All cache files are mapped to memory and locked in it to minimize the access to disk. The persistence is ensured by standard mechanisms of virtual memory manager that dump “dirty” pages from memory to disk. In addition, there are two new auxiliary streams: the first stream resets old and rarely used elements of cache, while the second stream scans the directory with cache by using ‘inotify’ interface to identify new or modified files. To load them, the stream reads these files in parts to a special memory area. Next, these parts are indexed by database and can be immediately sent to the client. On the one hand, this means that the database uses the data that has already been prepared for sending instead of using the “raw” data. On the other hand, no manipulation is required for adding the files, as everything happens at runtime.

Conclusion

All in all, this is quite a promising project. Especially since so far there are no analogues in the world of open source software. But, as it is always the case, it has its own drawbacks.

The main shortcoming results, perhaps, from the need to patch the kernel. Of course, this is offset by the small size of the patch, but still, if you modify the internal API of the kernel, the patch (and, consequently, the modules of Tempesta) will not work. Secondly, in about six months, the developers could have implemented at least some of the features, that are currently replaced by stubs. Thirdly, in the kernel mode, HTTP somehow does not contribute to the sense of security, at least, while the project is in alpha stage. And fourthly, the project is being developed by a little-known Russian company that is constantly looking for new employees.
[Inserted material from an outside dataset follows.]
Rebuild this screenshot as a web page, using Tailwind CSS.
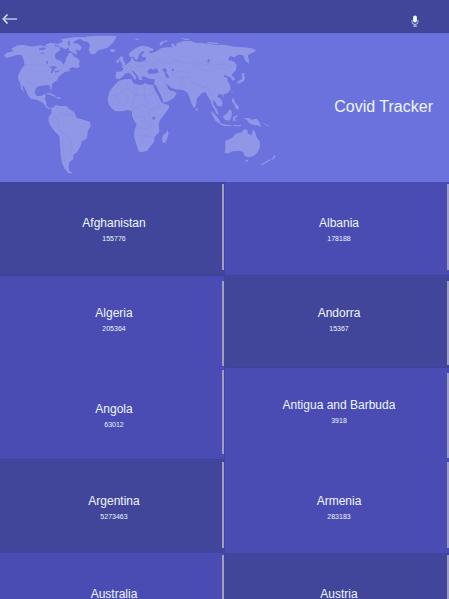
<!DOCTYPE html>
<html lang="en">
<head>
<meta charset="utf-8">
<meta name="viewport" content="width=device-width, initial-scale=1">
<title>Covid Tracker</title>
<script src="https://cdn.jsdelivr.net/npm/@tailwindcss/browser@4"></script>
</head>
<body class="flex h-screen flex-col bg-[#4a4cb3] font-['Liberation_Sans',Arial,sans-serif] text-[#eef6fb]">
<header class="flex h-[33px] shrink-0 items-center justify-between bg-[#42469b] pt-1 pr-7">
  <button type="button" aria-label="Back" class="flex h-6 w-5 items-center">
    <svg class="h-3 w-5" viewBox="0 0 20 12" fill="none" stroke="#e6eff8"><path d="M7.5 1.5 3.2 6l4.3 4.5" stroke-width="1.4"/><path d="M3 6h14" stroke="#bcc7e2" stroke-width="1.5"/></svg>
  </button>
  <button type="button" aria-label="Voice search" class="flex h-6 w-3 items-center justify-center pt-1">
    <svg class="h-3 w-2" viewBox="0 0 8 12"><rect x="2.1" y=".6" width="3.8" height="6.9" rx="1.9" fill="#f4fbff"/><path d="M1 5v1.5a3 3 0 0 0 6 0V5M4 9.3v1.9M2 11.2h4" fill="none" stroke="#c5d5e8" stroke-width=".9"/></svg>
  </button>
</header>
<main class="min-h-0 flex-1 overflow-x-hidden overflow-y-auto [scrollbar-width:none]">
<section class="flex h-[149px] items-center justify-between bg-[#6b72de] pr-4">
  <svg class="h-[149px] w-[300px] shrink-0" viewBox="0 9 900 447" role="img" aria-label="World map">
    <g fill="#9197e7">
      <path d="M12 78L20 68 34 66 40 62 34 56 52 46 72 45 96 50 120 46 150 52 168 46 176 52 182 60 172 66 164 74 168 88 184 94 190 104 196 96 198 84 206 72 206 68 216 70 222 80 232 84 240 94 236 104 242 108 232 114 216 112 206 118 212 122 194 126 176 140 172 150 156 162 154 184 148 166 134 166 118 168 108 174 104 188 110 198 124 198 132 192 138 196 134 206 138 212 140 228 148 234 158 232 148 238 138 232 130 220 112 210 92 206 84 196 78 182 72 170 66 164 72 188 64 176 60 158 54 146 56 132 64 118 74 104 70 88 66 76 50 74 34 80 20 84Z"/>
      <path d="M134 46L150 38 174 42 190 34 182 28 206 24 232 21 252 21 238 27 226 32 218 38 236 42 246 52 240 62 228 58 232 74 218 68 206 60 208 52 196 58 184 52 160 56 146 52Z"/>
      <path d="M238 25L266 19 306 17 350 18 346 28 338 40 322 54 296 60 284 72 272 73 266 60 270 46 264 36 250 33Z"/>
      <path d="M328 61l8-4 10 2 0 5-10 3zM134 192l12-4 16 6 8 6-12-2-12-5zM168 202l12 0 6 3-14 1z"/>
      <path d="M154 236L168 225 180 228 198 228 212 240 224 248 230 264 246 268 270 276 272 288 264 302 260 326 246 334 240 352 230 368 220 374 220 388 208 396 206 412 208 424 220 430 206 430 194 416 186 398 182 374 180 342 178 318 164 304 152 288 145 272 146 262 154 250Z"/>
      <path d="M347 145L348 126 366 124 370 116 364 108 378 104 386 98 392 92 394 84 400 84 402 94 420 94 436 92 438 82 428 82 424 76 434 66 426 64 416 76 414 88 406 90 402 80 390 82 386 72 396 62 412 52 428 47 444 50 460 57 458 64 446 64 450 70 466 66 484 54 500 52 520 52 512 44 518 40 528 50 530 40 548 34 572 32 586 38 610 40 640 44 676 44 700 50 730 52 752 54 770 62 756 68 744 76 748 102 736 92 730 76 714 74 704 82 690 78 684 90 700 94 710 104 708 120 700 128 694 134 706 148 698 152 690 140 680 138 674 134 670 140 684 144 682 152 690 164 692 178 682 190 668 194 656 192 652 200 662 206 668 220 664 230 652 228 646 216 638 210 640 222 654 244 644 238 636 226 632 212 624 200 616 186 606 188 590 206 588 228 582 234 574 220 568 202 562 188 550 180 526 178 510 172 520 182 530 190 522 204 504 214 490 218 486 208 474 186 462 168 464 148 448 146 438 142 424 138 428 150 418 150 412 136 400 124 394 122 410 142 404 150 398 138 388 128 376 130 368 140 356 148Z"/>
      <path d="M366 105l-2-8-8-10 6-8 8 2 0 10 6 8-2 6zM348 98l2-9 8 0-2 9zM478 46l4-10 18-5 4 2-16 6-2 7zM540 24l20 2 12 4-16 0zM402 26l20 0-10 4zM620 36l34 3 0 3-30-1z"/>
      <path d="M356 152L376 148 394 146 400 160 416 164 424 166 434 160 448 164 462 165 472 184 484 204 492 222 508 226 506 236 492 254 480 270 476 284 478 306 464 320 462 336 450 350 442 362 424 367 416 364 408 340 402 318 404 300 410 284 400 268 396 254 396 244 384 240 366 244 346 244 334 234 326 222 323 206 328 186 338 172Z"/>
      <path d="M502 301l4 8-4 16-6 13-8 0-2-12 4-12 8-4zM587 234l7 3 0 4-6 1zM632 242l8 6 14 16 8 14-2 4-14-10-8-16zM662 280l18 4 14 2 0 3-20-1-14-5zM644 236l8 6 4 12-6-3-6-10zM670 258l12-8 6-12 8 6-2 16-6 12-12-2-6-6zM700 260l10-4 4 2-10 6 6 10-4 0-2-8-2 8-4-2zM696 203l6 4 4 12 10 10 0 10-8-2-4-12-8-10zM732 264l14 0 10 6 14-4 8 10 6 16-10-6-10 0-16-6-8-10zM666 198l6-3 0 6zM694 184l4-2-2 8zM700 286l24-1 0 3-22 1zM784 276l16 8 14 8-14-5z"/>
      <path d="M724 128l8 2 3 18-8 8-14 5-2-5 14-8 2-12z"/>
      <path d="M676 332L696 324 706 312 716 308 724 308 732 298 744 300 742 310 754 316 760 298 766 308 770 322 780 336 780 350 772 368 760 378 746 382 734 378 730 366 718 362 698 364 686 370 674 370 676 358ZM736 389l10 0-4 7-5-2zM822 374l6 5-10 10-4-2 6-5zM812 389l-10 8-16 9-4-2 12-7 14-9z"/>
    </g>
    <g fill="#6b72de">
      <path d="M116 56l14-4 10 2-10 6-12 0zM118 71l12-4 4 4zM140 92l4 1 0 8-5 0zM166 44l12 4-2 3-12-3zM208 32l2 16-6-2 0-12z"/>
      <path d="M148 110l16-2 8 6-8 2-6 12-6 2 4-14zM164 124l14-3 0 3-12 4z"/>
      <path d="M442 124l10-9 6 4 12-4 6 12-12 4-18 0zM487 118l10-4 4 8-4 4 8 10 2 8-10-2-2-12zM516 116l6 2-1 6-6 0zM624 87l5 1-1 9-6 0zM458 260l8 0-2 9-7-1z"/>
      <path d="M416 84l8 2 4 8-16 2 2-6 6-2zM461 163l6 2 18 36 6 18-7-2-12-24-11-20zM498 162l8 4 10 12 8 3-10 3-10-8z"/>
    </g>
    <g fill="none" stroke="#858be2" stroke-width="1.6">
      <path d="M74 106h70l20 8M68 58l14-10M80 158l18 2 10 10M364 154l-20 30M326 198l24-4 30-20 24 20 32 2 24-4M380 154l2 20M400 158l8 22 0 16M432 164l4 40 14 22M350 194l8 30M382 200l-4 22-20 12M404 198l-8 30 6 20M404 234l26-10 22 16 28-10M404 262l28-4 8 20 22 14M406 294l30 4 20-12M410 316l32 0 12-14M422 338l12-20 20 4M448 246l4 50M464 202l18 28"/>
      <path d="M170 228l6 20 24 8 24-14M150 268l16-8 10 14-4 20 20 14 20 22 12 8M178 304l14 6-4 36 6 50M214 330l2 24-4 24M204 258l20-2"/>
      <path d="M384 104l14 8-8 12M400 96l12 14 28-4M416 98l28-2 22 16M460 104l14-14 24 10M502 100l24-10 30 10 26-4 26 12 20-8 20 6 24-6 22 10M580 100l20 18 32 8 28-12 20 2M516 130l24-8 28 8 14-20M534 144l26-4 22 22 30 8 18-12M550 142l-10 18 16 12M474 136l18 16 12 20M596 170l26 4 14 22M464 154l20 16 22 12"/>
    </g>
  </svg>
  <h1 class="pb-0.5 text-base leading-5 whitespace-nowrap">Covid Tracker</h1>
</section>
<ul id="countries" class="-mr-px grid auto-rows-[93px] grid-cols-2 grid-rows-[94px_92px_92px] text-center"></ul>
</main>
<template id="country">
  <li class="flex border-r border-[#41449f]">
    <button type="button" class="flex w-full">
      <span class="flex flex-1 flex-col pl-1.5">
        <span class="name text-xs leading-4"></span>
        <span class="cases pt-0.5 text-[7px] leading-3"></span>
      </span>
      <span class="bar w-[2px] self-stretch bg-[#a19fbe]"></span>
    </button>
  </li>
</template>
<script>
  const DARK = 'bg-[#42469b]', LIGHT = 'bg-[#4a4cb3]';
  const LOW = { text: ['pt-[33px]'], bar: ['mt-[2px]', 'mb-[5px]'] };
  const HIGH = { text: ['pt-[29px]'], bar: ['mt-[5px]', 'mb-[2px]'] };
  const SHADE = ['border-b', 'border-b-[#3f429a]'];
  const countries = [
    ['Afghanistan', 155776, DARK, LOW, true],
    ['Albania', 178188, LIGHT, LOW, true],
    ['Algeria', 205364, LIGHT, HIGH, false],
    ['Andorra', 15367, DARK, HIGH, true],
    ['Angola', 63012, LIGHT, LOW, true],
    ['Antigua and Barbuda', 3918, LIGHT, HIGH, false],
    ['Argentina', 5273463, DARK, LOW, false],
    ['Armenia', 283183, LIGHT, LOW, false],
    ['Australia', 194563, LIGHT, LOW, false],
    ['Austria', 998212, DARK, LOW, false],
  ];
  const list = document.getElementById('countries');
  const template = document.getElementById('country');
  for (const [name, cases, tone, place, shaded] of countries) {
    const item = template.content.firstElementChild.cloneNode(true);
    item.classList.add(tone);
    if (shaded) item.classList.add(...SHADE);
    item.querySelector('button > span').classList.add(...place.text);
    item.querySelector('.bar').classList.add(...place.bar);
    item.querySelector('.name').textContent = name;
    item.querySelector('.cases').textContent = cases;
    list.append(item);
  }
</script>
</body>
</html>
Of course, it may not mean anything, but personally, I would prefer to see a similar design from the likes of Yandex.

On the other hand, the research has shown that, due to the use of synchronous sockets, the project now works much faster than the analogues for user mode. Although, it would be a good idea to double-check the results. But the fact remains the same.

Tempesta framework is not yet ready for industrial use. However, since this is an open source, you can join its development process right now. Dare to succeed!